Nell’intervallo siamo delle statue. Immobili, in silenzio. Senza parlare, senza guardarci in faccia. Vogliamo questa vittoria e speriamo in una scrollata.
E il secondo tempo è praticamente un turpiloquio continuo. Una serie di bestemmie, di parolacce, di un mannaggia qua e mannaggia là. Di nervosismo e rabbia. Noi giochiamo. Segniamo anche, ma l’arbitro ci spiazza tutti con un fischio incomprensibile. “Non ci siamo! Non ci siamo”. Il mantra del pre-partita che ci faceva tanto sorridere, adesso sembra una profezia. Altro svarione della difesa e loro segnano il secondo. Poi un piccolo risveglio. Ma loro chiudono con il terzo. Un’altra deviazione. Ma la difesa gli dà tutto il tempo di tirare da solo.
“Non ci siamo! Non ci siamo”. Una profezia che si avvera.
C’è chi lo imputa alla sfortuna, chi lo imputa alla Champion’s, chi lo imputa ad incapacità dei nostri giocatori. Le opinioni sono discordi e si fanno sentire forte.
Abbiamo perso contro tutte le piccole. E purtroppo di grandi in questo campionato non ce ne sono molte.

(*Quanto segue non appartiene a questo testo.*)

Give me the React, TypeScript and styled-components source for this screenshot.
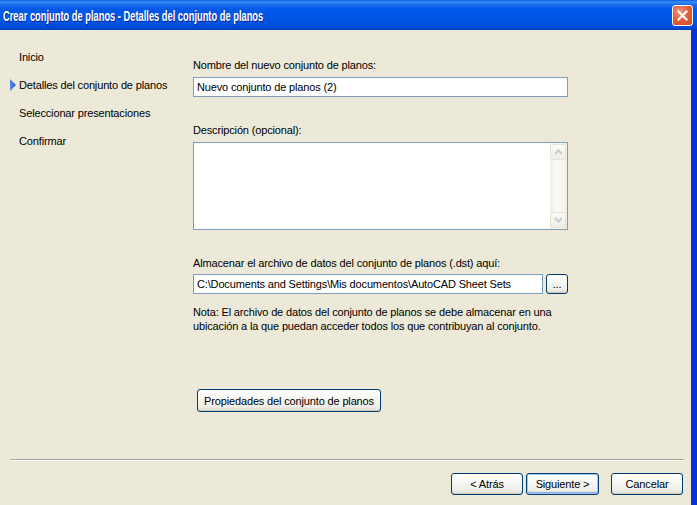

Certo, mercoledì saremo di nuovo lì. Stadio San Paolo di Napoli e non Londra. Da squadra in difficoltà di centro classifica e non da seconda di un girone di fuoco. Contro il Genoa e non contro il Chelsea. Sarebbe bello sapere se consideriamo il Genoa come una “piccola” o una “grande”.
Quando torniamo al parcheggio, il tizio ci fa: “Uah! E’ la prima volta che vi vedo tornare senza sorriso. Con le facce nere. Di solito sorridete sempre e comunque”.
E’ vero. Il sorriso, sempre e comunque. E sicuramente sorrideremo di nuovo. Ma non ora. Dateci il tempo di incassare per tutte le volte che abbiamo sorriso quando gli altri pensavano non ci fosse motivo. Sorrideremo di nuovo, ma non ora.